PT Pertamina EP Cepu (PEPC) menargetkan Perjanjian Jual Beli Gas (PJBG) dari Lapangan Jambaran Tiung Biru, Blok Cepu, bisa ditandatangani pada akhir tahun ini. Jika tidak, pembangunan fasilitas produksi tersebut bakal molor dan berdampak pada nilai keekonomian proyek.
Direktur Utama PEPC Adriansyah mengatakan, pihaknya sudah sepakat menjual gas Lapangan Tiung Biru kepada induk usahanya, yakni PT Pertamina (Persero), seharga US$ 7 per juta british termal unit per hari (mmbtu) dengan eskalasi dua persen. “Paling lambat akhir tahun ini,” kata dia kepada Katadata, Jumat (18/11).
Harga tersebut lebih rendah dari sebelumnya, yakni US$ 8 eskalasi dua persen. Tujuannya agar gas hasil produksi dari lapangan itu laku dan tidak menyebabkan penundaan proyek. Apalagi, jadwal produksi dari Lapangan Jambaran-Tiung Biru ditargetkan pada 2020. (Baca: Agar Laku, Pertamina Turunkan Harga Gas Lapangan Tiung Biru)

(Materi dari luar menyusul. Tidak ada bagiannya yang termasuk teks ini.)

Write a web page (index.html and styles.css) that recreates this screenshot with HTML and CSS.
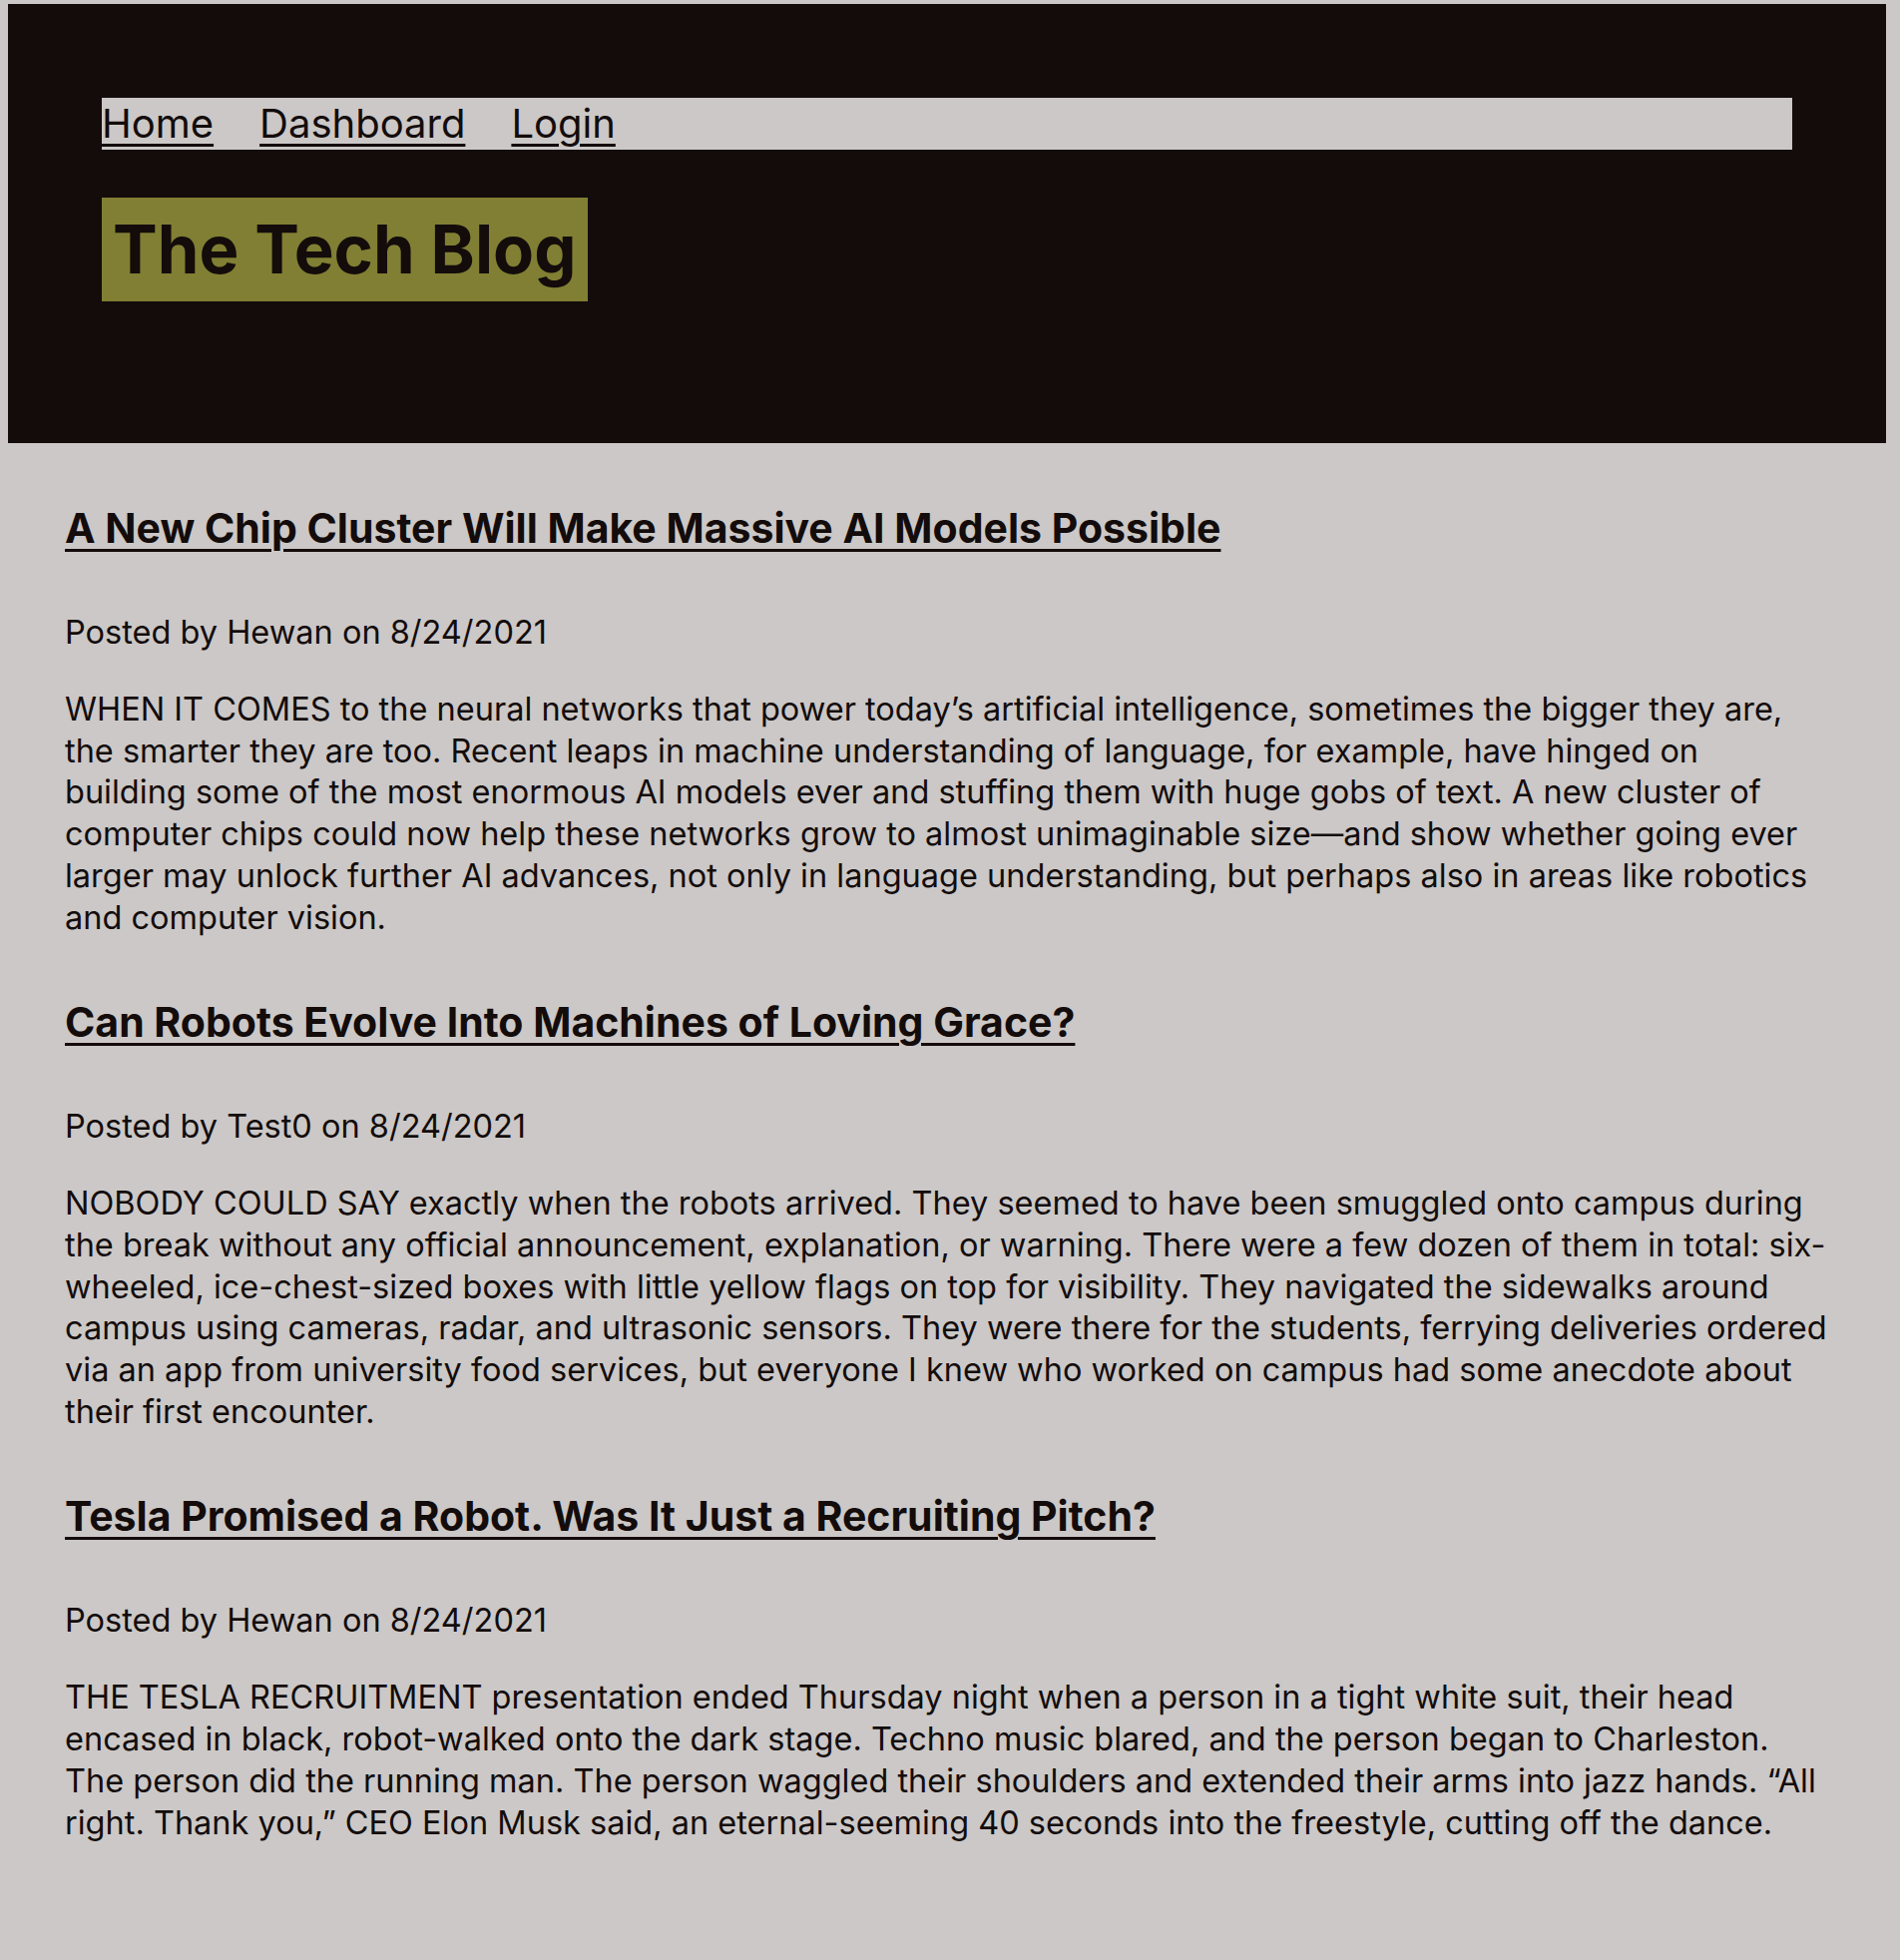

Jika perjanjian jual-beli gas tertunda maka pelaksanaan proyek juga terancam molor. Ketika proyek molor, masa produksi menjadi pendek. Padahal kontrak Blok Cepu akan berakhir tahun 2035. Alhasil, total penerimaan dari produksi juga akan berkurang. "Sehingga keekonomian proyek turun dan diperlukan harga gas lebih tinggi,” kata Adriansyah.
Ia menjelaskan, fasilitas pengolahan gas ini berkapasitas 330 juta kaki kubik (mmscfd). Namun, karena gas dari lapangan tersebut mengandung karbondioksida (CO2) sebesar 35 persen, maka gas yang bisa terjual hanya 172 mmscfd.
Pertamina akan menyerap seluruh hasil produksi gas Lapangan Tiung Biru. Awalnya dari jumlah gas sebesar 172 mmscfd tersebut, sekitar 80 mmscfd akan dijual kepada PT Pupuk Kujang Cikampek (PKC). Namun, rencana itu batal karena harga yang ditawarkan kepada KPC dianggap terlalu mahal, yaitu US$ 8 eskalasi dua persen per mmbtu. Akhirnya, alokasi gas untuk PKC akan dialihkan ke Pertamina.
(Baca: Pemerintah Akan Kurangi Penerimaan Gas Jambaran-Tiung Biru)
PEPC saat ini masih menunggu persetujuan dari pemerintah mengenai realokasi gas tersebut. "Alokasi awal untuk PKC 80 mmscfd, ini yang harus direalokasi ke Pertamina, sehingga volume dalam PJBG adalah semua produksi Tiung Biru," kata Adriansyah.
Setelah itu, sebagian alokasi gas dari Pertamina akan dijual untuk PLN. Namun, sampai saat ini, belum terwujud perjanjian jual-beli tersebut. “Belum ada kesepakatan," kata Senior Vice President Upstream Strategic Planning and Operation Evaluation Pertamina Meidawati kepada Katadata, Kamis (17/11).
(Baca: Belanja Modal Proyek Tiung Biru di Blok Cepu Bisa Turun 10 Persen)
PLN menginginkan harga gas Tiung Biru lebih rendah dari US$ 8 dengan eskalasi 2 persen per mmbtu. "Itu harga tahun 2012, padahal baru berproduksi 2019," kata Chairani, beberapa waktu lalu.